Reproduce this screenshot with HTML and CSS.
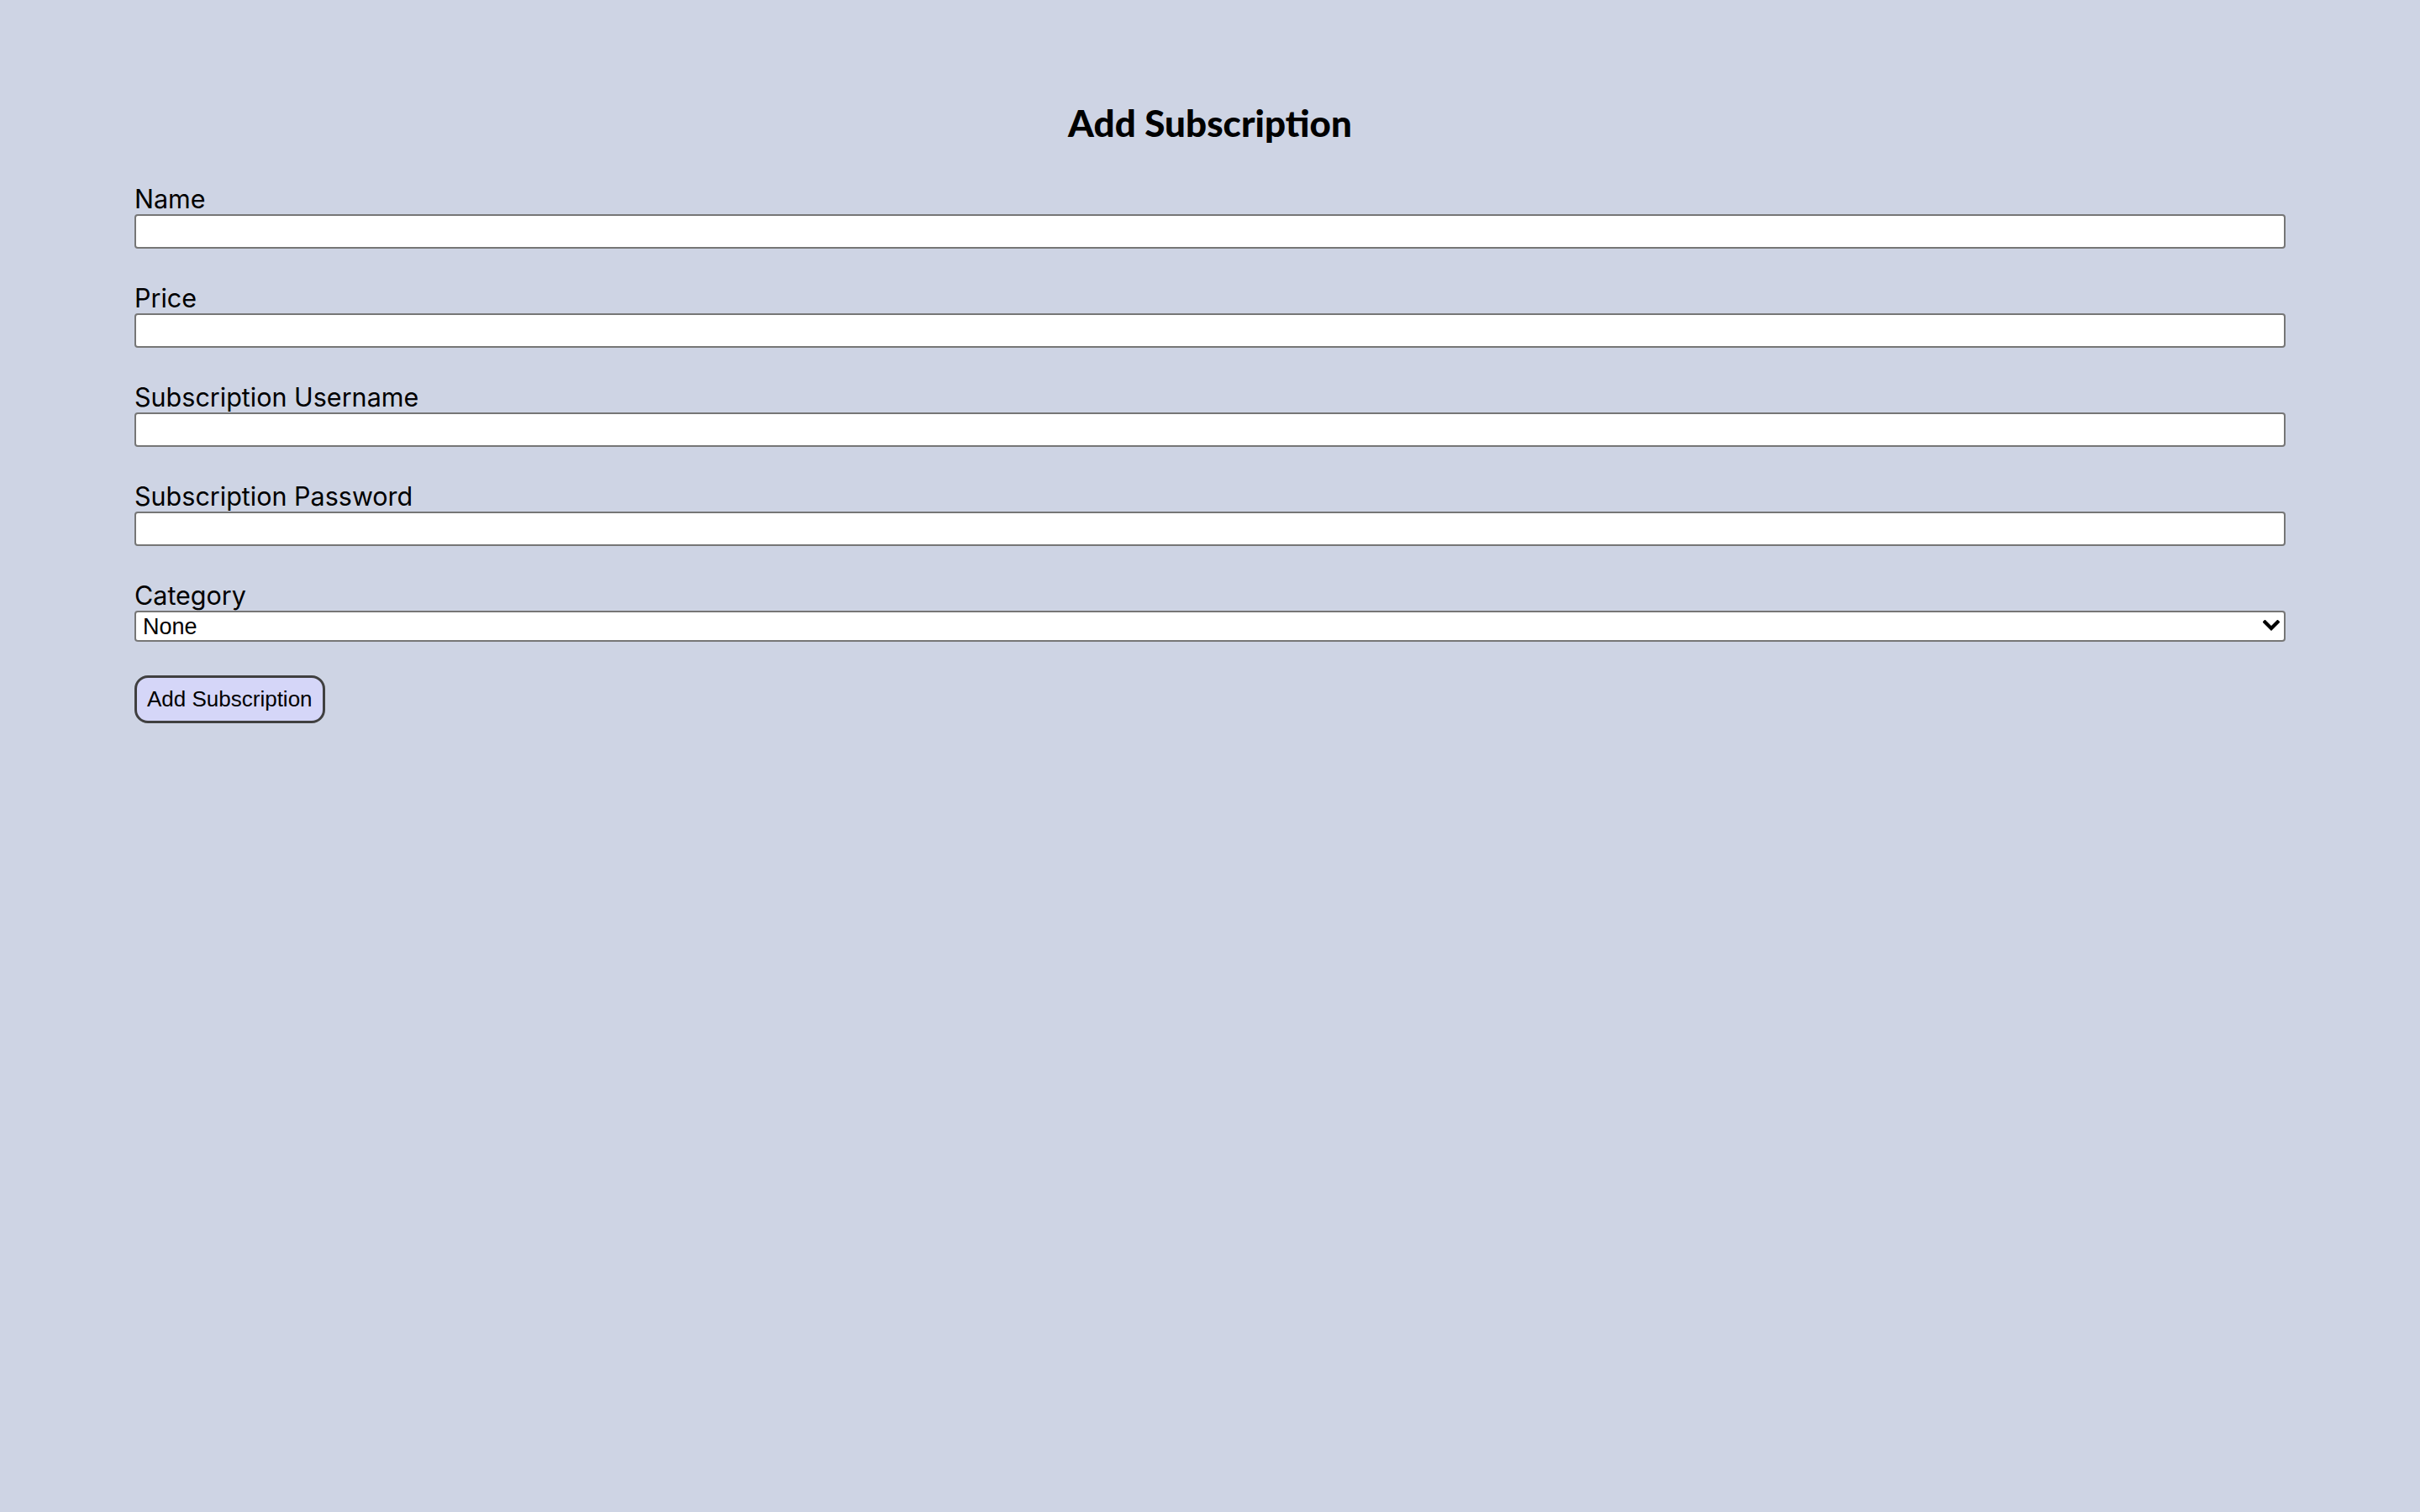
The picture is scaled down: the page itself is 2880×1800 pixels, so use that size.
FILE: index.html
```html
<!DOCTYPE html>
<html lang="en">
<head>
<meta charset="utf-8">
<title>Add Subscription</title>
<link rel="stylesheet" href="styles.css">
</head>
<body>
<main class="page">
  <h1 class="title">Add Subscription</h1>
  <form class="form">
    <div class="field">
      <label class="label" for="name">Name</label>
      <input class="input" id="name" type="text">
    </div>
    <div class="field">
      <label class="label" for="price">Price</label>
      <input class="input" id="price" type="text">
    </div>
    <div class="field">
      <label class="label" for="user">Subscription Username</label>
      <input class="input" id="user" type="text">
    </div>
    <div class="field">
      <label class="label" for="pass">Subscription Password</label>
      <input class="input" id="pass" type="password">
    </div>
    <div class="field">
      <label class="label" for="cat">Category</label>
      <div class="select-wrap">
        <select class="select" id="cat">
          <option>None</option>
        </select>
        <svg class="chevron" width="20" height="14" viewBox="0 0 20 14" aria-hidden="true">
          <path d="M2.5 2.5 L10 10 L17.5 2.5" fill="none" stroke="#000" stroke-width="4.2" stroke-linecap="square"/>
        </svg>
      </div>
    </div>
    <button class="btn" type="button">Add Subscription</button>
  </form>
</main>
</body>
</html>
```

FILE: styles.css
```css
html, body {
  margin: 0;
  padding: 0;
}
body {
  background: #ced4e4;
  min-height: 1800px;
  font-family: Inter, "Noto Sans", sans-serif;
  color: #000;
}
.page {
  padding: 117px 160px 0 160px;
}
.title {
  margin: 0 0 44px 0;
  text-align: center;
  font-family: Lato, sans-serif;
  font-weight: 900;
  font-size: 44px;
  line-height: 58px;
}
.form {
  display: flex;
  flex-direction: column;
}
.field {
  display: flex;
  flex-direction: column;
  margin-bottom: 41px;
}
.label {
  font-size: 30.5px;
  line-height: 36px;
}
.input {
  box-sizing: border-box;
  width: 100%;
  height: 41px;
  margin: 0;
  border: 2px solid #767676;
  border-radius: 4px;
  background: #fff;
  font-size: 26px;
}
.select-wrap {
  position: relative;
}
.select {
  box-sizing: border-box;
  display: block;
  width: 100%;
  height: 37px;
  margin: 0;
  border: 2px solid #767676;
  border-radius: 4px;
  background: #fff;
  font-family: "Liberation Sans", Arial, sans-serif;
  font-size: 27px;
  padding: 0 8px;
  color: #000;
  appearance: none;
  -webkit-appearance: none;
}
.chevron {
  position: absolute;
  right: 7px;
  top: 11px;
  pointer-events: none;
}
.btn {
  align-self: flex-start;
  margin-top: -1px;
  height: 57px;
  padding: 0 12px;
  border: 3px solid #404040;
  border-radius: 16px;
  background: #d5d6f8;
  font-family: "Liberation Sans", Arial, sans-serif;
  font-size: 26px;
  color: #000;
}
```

__________________________________________________

• Exercise objective
Write out the data precisely as given, excluding the pictures.

• Result
Reproduce this screenshot with HTML and CSS.
The picture is scaled down: the page itself is 2880×1800 pixels, so use that size.
FILE: index.html
```html
<!DOCTYPE html>
<html lang="en">
<head>
<meta charset="utf-8">
<title>Add Subscription</title>
<link rel="stylesheet" href="styles.css">
</head>
<body>
<main class="page">
  <h1 class="title">Add Subscription</h1>
  <form class="form">
    <div class="field">
      <label class="label" for="name">Name</label>
      <input class="input" id="name" type="text">
    </div>
    <div class="field">
      <label class="label" for="price">Price</label>
      <input class="input" id="price" type="text">
    </div>
    <div class="field">
      <label class="label" for="user">Subscription Username</label>
      <input class="input" id="user" type="text">
    </div>
    <div class="field">
      <label class="label" for="pass">Subscription Password</label>
      <input class="input" id="pass" type="password">
    </div>
    <div class="field">
      <label class="label" for="cat">Category</label>
      <div class="select-wrap">
        <select class="select" id="cat">
          <option>None</option>
        </select>
        <svg class="chevron" width="20" height="14" viewBox="0 0 20 14" aria-hidden="true">
          <path d="M2.5 2.5 L10 10 L17.5 2.5" fill="none" stroke="#000" stroke-width="4.2" stroke-linecap="square"/>
        </svg>
      </div>
    </div>
    <button class="btn" type="button">Add Subscription</button>
  </form>
</main>
</body>
</html>
```

FILE: styles.css
```css
html, body {
  margin: 0;
  padding: 0;
}
body {
  background: #ced4e4;
  min-height: 1800px;
  font-family: Inter, "Noto Sans", sans-serif;
  color: #000;
}
.page {
  padding: 117px 160px 0 160px;
}
.title {
  margin: 0 0 44px 0;
  text-align: center;
  font-family: Lato, sans-serif;
  font-weight: 900;
  font-size: 44px;
  line-height: 58px;
}
.form {
  display: flex;
  flex-direction: column;
}
.field {
  display: flex;
  flex-direction: column;
  margin-bottom: 41px;
}
.label {
  font-size: 30.5px;
  line-height: 36px;
}
.input {
  box-sizing: border-box;
  width: 100%;
  height: 41px;
  margin: 0;
  border: 2px solid #767676;
  border-radius: 4px;
  background: #fff;
  font-size: 26px;
}
.select-wrap {
  position: relative;
}
.select {
  box-sizing: border-box;
  display: block;
  width: 100%;
  height: 37px;
  margin: 0;
  border: 2px solid #767676;
  border-radius: 4px;
  background: #fff;
  font-family: "Liberation Sans", Arial, sans-serif;
  font-size: 27px;
  padding: 0 8px;
  color: #000;
  appearance: none;
  -webkit-appearance: none;
}
.chevron {
  position: absolute;
  right: 7px;
  top: 11px;
  pointer-events: none;
}
.btn {
  align-self: flex-start;
  margin-top: -1px;
  height: 57px;
  padding: 0 12px;
  border: 3px solid #404040;
  border-radius: 16px;
  background: #d5d6f8;
  font-family: "Liberation Sans", Arial, sans-serif;
  font-size: 26px;
  color: #000;
}
```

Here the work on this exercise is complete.